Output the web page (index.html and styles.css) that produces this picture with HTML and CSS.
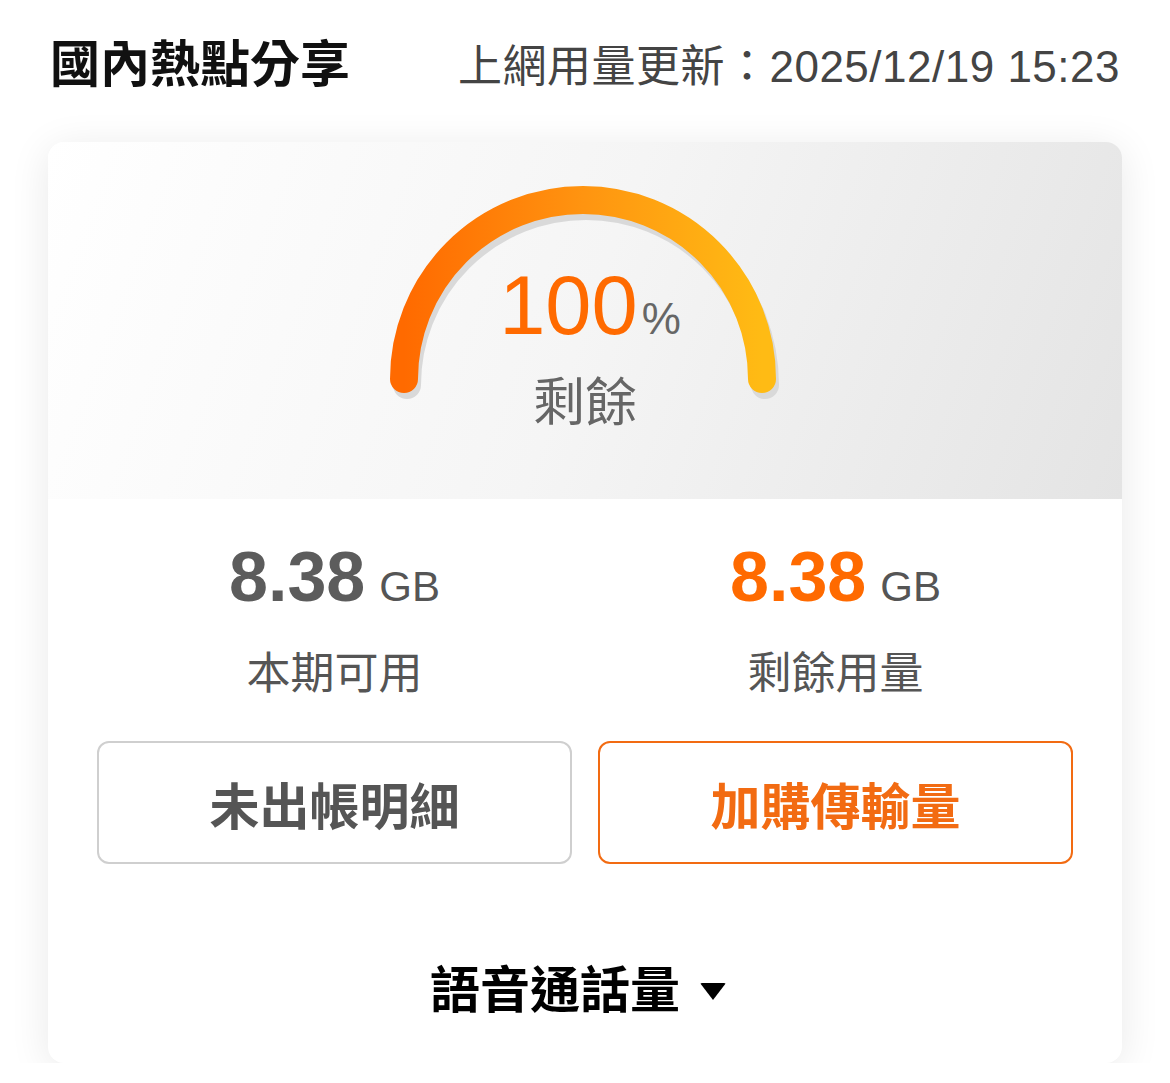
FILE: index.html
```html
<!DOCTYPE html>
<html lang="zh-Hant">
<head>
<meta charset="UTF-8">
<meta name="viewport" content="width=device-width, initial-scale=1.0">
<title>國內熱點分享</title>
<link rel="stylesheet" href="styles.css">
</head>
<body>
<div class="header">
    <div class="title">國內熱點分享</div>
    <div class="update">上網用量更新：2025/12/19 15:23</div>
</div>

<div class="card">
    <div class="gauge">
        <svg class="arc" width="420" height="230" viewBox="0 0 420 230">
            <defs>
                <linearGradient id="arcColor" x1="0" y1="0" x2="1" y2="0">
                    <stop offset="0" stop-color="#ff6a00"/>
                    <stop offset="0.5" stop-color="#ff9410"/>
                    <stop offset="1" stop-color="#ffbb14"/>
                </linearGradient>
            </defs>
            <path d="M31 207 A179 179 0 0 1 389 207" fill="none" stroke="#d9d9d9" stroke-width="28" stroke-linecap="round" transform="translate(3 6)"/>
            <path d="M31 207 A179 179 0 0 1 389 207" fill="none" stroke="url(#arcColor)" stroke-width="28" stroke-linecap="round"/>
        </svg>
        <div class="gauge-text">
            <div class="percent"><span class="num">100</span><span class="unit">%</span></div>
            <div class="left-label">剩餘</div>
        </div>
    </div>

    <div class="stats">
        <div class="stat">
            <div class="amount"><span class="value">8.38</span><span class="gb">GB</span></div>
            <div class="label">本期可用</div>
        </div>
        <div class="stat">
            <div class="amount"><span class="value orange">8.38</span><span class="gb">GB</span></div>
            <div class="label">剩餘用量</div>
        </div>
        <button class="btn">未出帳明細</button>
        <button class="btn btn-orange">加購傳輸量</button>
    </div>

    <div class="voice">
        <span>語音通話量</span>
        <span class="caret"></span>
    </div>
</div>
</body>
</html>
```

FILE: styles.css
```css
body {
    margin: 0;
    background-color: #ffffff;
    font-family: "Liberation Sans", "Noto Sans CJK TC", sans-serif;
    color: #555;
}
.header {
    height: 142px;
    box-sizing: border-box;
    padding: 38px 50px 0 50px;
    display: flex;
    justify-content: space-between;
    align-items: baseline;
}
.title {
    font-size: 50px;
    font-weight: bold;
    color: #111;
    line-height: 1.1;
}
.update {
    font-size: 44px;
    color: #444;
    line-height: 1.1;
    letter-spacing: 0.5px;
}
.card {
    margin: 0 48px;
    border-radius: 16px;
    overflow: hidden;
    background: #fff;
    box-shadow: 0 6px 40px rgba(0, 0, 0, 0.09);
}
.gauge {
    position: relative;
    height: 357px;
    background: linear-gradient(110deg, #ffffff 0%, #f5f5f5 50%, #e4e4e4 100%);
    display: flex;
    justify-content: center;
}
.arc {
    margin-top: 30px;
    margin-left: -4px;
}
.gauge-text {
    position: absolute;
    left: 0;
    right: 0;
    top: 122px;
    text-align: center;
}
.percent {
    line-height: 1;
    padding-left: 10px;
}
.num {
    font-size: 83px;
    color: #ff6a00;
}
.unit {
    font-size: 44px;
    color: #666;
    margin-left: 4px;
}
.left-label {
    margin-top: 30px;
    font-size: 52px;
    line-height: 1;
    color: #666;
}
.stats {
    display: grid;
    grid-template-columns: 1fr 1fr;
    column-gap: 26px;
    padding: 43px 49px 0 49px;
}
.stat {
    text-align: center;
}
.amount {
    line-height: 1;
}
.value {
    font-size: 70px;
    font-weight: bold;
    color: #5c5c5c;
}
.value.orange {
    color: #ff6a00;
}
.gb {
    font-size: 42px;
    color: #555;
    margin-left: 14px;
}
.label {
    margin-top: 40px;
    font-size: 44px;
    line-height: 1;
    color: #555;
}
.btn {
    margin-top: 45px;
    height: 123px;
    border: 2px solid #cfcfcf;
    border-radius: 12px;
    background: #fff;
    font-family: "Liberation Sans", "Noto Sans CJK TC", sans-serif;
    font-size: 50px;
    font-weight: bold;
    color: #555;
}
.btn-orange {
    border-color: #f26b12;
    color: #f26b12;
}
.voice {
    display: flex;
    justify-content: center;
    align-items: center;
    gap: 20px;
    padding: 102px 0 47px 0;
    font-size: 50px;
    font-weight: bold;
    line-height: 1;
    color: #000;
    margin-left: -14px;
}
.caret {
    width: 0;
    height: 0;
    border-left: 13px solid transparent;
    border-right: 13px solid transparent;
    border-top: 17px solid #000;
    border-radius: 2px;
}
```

------------------------------------

◆ Job ◆
The material above holds pictures; copy everything else in it exactly.

◆ Right answer ◆
Output the web page (index.html and styles.css) that produces this picture with HTML and CSS.
FILE: index.html
```html
<!DOCTYPE html>
<html lang="zh-Hant">
<head>
<meta charset="UTF-8">
<meta name="viewport" content="width=device-width, initial-scale=1.0">
<title>國內熱點分享</title>
<link rel="stylesheet" href="styles.css">
</head>
<body>
<div class="header">
    <div class="title">國內熱點分享</div>
    <div class="update">上網用量更新：2025/12/19 15:23</div>
</div>

<div class="card">
    <div class="gauge">
        <svg class="arc" width="420" height="230" viewBox="0 0 420 230">
            <defs>
                <linearGradient id="arcColor" x1="0" y1="0" x2="1" y2="0">
                    <stop offset="0" stop-color="#ff6a00"/>
                    <stop offset="0.5" stop-color="#ff9410"/>
                    <stop offset="1" stop-color="#ffbb14"/>
                </linearGradient>
            </defs>
            <path d="M31 207 A179 179 0 0 1 389 207" fill="none" stroke="#d9d9d9" stroke-width="28" stroke-linecap="round" transform="translate(3 6)"/>
            <path d="M31 207 A179 179 0 0 1 389 207" fill="none" stroke="url(#arcColor)" stroke-width="28" stroke-linecap="round"/>
        </svg>
        <div class="gauge-text">
            <div class="percent"><span class="num">100</span><span class="unit">%</span></div>
            <div class="left-label">剩餘</div>
        </div>
    </div>

    <div class="stats">
        <div class="stat">
            <div class="amount"><span class="value">8.38</span><span class="gb">GB</span></div>
            <div class="label">本期可用</div>
        </div>
        <div class="stat">
            <div class="amount"><span class="value orange">8.38</span><span class="gb">GB</span></div>
            <div class="label">剩餘用量</div>
        </div>
        <button class="btn">未出帳明細</button>
        <button class="btn btn-orange">加購傳輸量</button>
    </div>

    <div class="voice">
        <span>語音通話量</span>
        <span class="caret"></span>
    </div>
</div>
</body>
</html>
```

FILE: styles.css
```css
body {
    margin: 0;
    background-color: #ffffff;
    font-family: "Liberation Sans", "Noto Sans CJK TC", sans-serif;
    color: #555;
}
.header {
    height: 142px;
    box-sizing: border-box;
    padding: 38px 50px 0 50px;
    display: flex;
    justify-content: space-between;
    align-items: baseline;
}
.title {
    font-size: 50px;
    font-weight: bold;
    color: #111;
    line-height: 1.1;
}
.update {
    font-size: 44px;
    color: #444;
    line-height: 1.1;
    letter-spacing: 0.5px;
}
.card {
    margin: 0 48px;
    border-radius: 16px;
    overflow: hidden;
    background: #fff;
    box-shadow: 0 6px 40px rgba(0, 0, 0, 0.09);
}
.gauge {
    position: relative;
    height: 357px;
    background: linear-gradient(110deg, #ffffff 0%, #f5f5f5 50%, #e4e4e4 100%);
    display: flex;
    justify-content: center;
}
.arc {
    margin-top: 30px;
    margin-left: -4px;
}
.gauge-text {
    position: absolute;
    left: 0;
    right: 0;
    top: 122px;
    text-align: center;
}
.percent {
    line-height: 1;
    padding-left: 10px;
}
.num {
    font-size: 83px;
    color: #ff6a00;
}
.unit {
    font-size: 44px;
    color: #666;
    margin-left: 4px;
}
.left-label {
    margin-top: 30px;
    font-size: 52px;
    line-height: 1;
    color: #666;
}
.stats {
    display: grid;
    grid-template-columns: 1fr 1fr;
    column-gap: 26px;
    padding: 43px 49px 0 49px;
}
.stat {
    text-align: center;
}
.amount {
    line-height: 1;
}
.value {
    font-size: 70px;
    font-weight: bold;
    color: #5c5c5c;
}
.value.orange {
    color: #ff6a00;
}
.gb {
    font-size: 42px;
    color: #555;
    margin-left: 14px;
}
.label {
    margin-top: 40px;
    font-size: 44px;
    line-height: 1;
    color: #555;
}
.btn {
    margin-top: 45px;
    height: 123px;
    border: 2px solid #cfcfcf;
    border-radius: 12px;
    background: #fff;
    font-family: "Liberation Sans", "Noto Sans CJK TC", sans-serif;
    font-size: 50px;
    font-weight: bold;
    color: #555;
}
.btn-orange {
    border-color: #f26b12;
    color: #f26b12;
}
.voice {
    display: flex;
    justify-content: center;
    align-items: center;
    gap: 20px;
    padding: 102px 0 47px 0;
    font-size: 50px;
    font-weight: bold;
    line-height: 1;
    color: #000;
    margin-left: -14px;
}
.caret {
    width: 0;
    height: 0;
    border-left: 13px solid transparent;
    border-right: 13px solid transparent;
    border-top: 17px solid #000;
    border-radius: 2px;
}
```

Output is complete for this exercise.